Background information
- Born: Nicholas John McCarthy 13 December 1974 (age 51) Blackpool, England
- Origin: Vagen, Germany
- Genres: Indie rock; post-punk revival;
- Occupations: Musician; songwriter;
- Instruments: Guitar; piano; keyboard; synthesizer; bass; vocals; drums;
- Years active: 2001–present
- Member of: Box Codax; Das Lunsentrio; The Nix; Nitsch;
- Formerly of: Franz Ferdinand; FFS; Embryo;

= Nick McCarthy =

English-German musician (born 1974)

Nicholas John McCarthy (born 13 December 1974) is an English-German musician. His main focus is on songwriting and song production. He is also a guitarist, singer and keyboard player. McCarthy was a founding member of the Glasgow-based band Franz Ferdinand, and remained until his departure in 2016.

==Life==
McCarthy was born in Blackpool, England. He grew up in Vagen near Munich, Bavaria, Germany. The artist Anna McCarthy is his younger sister. As a teenager he stole a car with friends and since then has been nicknamed "McCarThief". He graduated from High School in Bad Aibling and was trained classically as a pianist and double bassist at the Munich Conservatory.

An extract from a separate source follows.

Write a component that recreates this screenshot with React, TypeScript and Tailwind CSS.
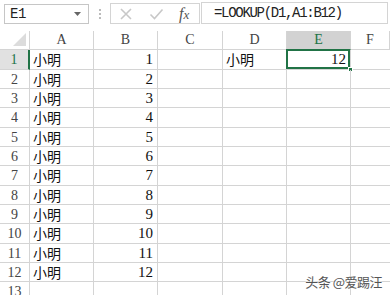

On 2 July 2005, McCarthy married his Austrian fiancée Manuela Gernedel in Bavaria, Germany. Franz Ferdinand turned down a Live 8 spot so that the pair could marry. They have two children.

==Musical career==

Before his breakthrough with Franz Ferdinand, Nick McCarthy was a member of the bands Kamerakino and the jazz band Scatter. He also played double bass, cello and Arabic lute in the band Embryo, whose music is described as a "fusion of jazz, rock and ethnic world music".

He is active in numerous bands and music projects and works as songwriter and producer at "Flokati Studios" in Munich as well as at "Sausage Studios" in Hackney Lane in London.

The Flokati Studios, founded in 2020, are where Nick McCarthy works with the musician Mario Schönhofer among others. He co-founded Sausage Studios with Sebastian Kellig in 2012.

=== Franz Ferdinand ===

In 2001 McCarthy moved to Glasgow. There he met vocalist and lead guitarist Alex Kapranos at a party. The two met up with Paul Thomson who had played drums with The Yummy Fur. With the addition of Bob Hardy, the band became Franz Ferdinand. Although McCarthy was classically trained on the piano and double bass, he initially tried his hand on drumming but then became the band's guitarist, keyboardist, backing vocalist and (co-)songwriter.

McCarthy left the band in 2016 to focus on family matters and other musical projects.

=== Nitsch ===
Together with actor Niklas Mitteregger and producer and mixer Emin Corrado McCarthy forms the band Nitsch.

It´s his latest band project. They have been signed to the German label Staatsakt since 2022.

Their debut single "Mutant Funk" was released in July 2022. Musically, the song is described by the label as "high-energy indie rock with Suicide's electro twist." The single "Is ok" followed in November 2022. They released their single "Ende der Welt" in Spring 2023. Their debut album Bar von Josefine was released in September 2024. They released their latest single "Beschissene Party" in December 2024.

=== Ströme x Nick McCarthy ===
In 2022, Nick McCarthy collaborated with the band Ströme. Together they released the singles "Right Now", "Stadlberg" and "Das Modul" on Compost Records. In these songs they used the legendary modular synthesizer Moog IIIp, the same machine the Beatles used to record some of their greatest songs in the 1960s.

=== Das Lunsentrio ===
Together with Seb-I Kellig (among others dub producer for LaBrassBanda) and the berlin artist Hank Schmidt in der Beek, Nick McCarthy forms the band "Das Lunsentrio". Their first album "Der Lunsen-Ring" was self-published in 2011. In 2017 they released their second album "Aufstehn!" on the label Problembär Records. The album was recorded and produced at East London's Sausage Studios. It encompasses a musical palette "from sweaty post-NDW to lyrically surreal agitprop three-part and protest funk in the musical tradition of the band Ton Steine Scherben to alpenglowy rockers reggae."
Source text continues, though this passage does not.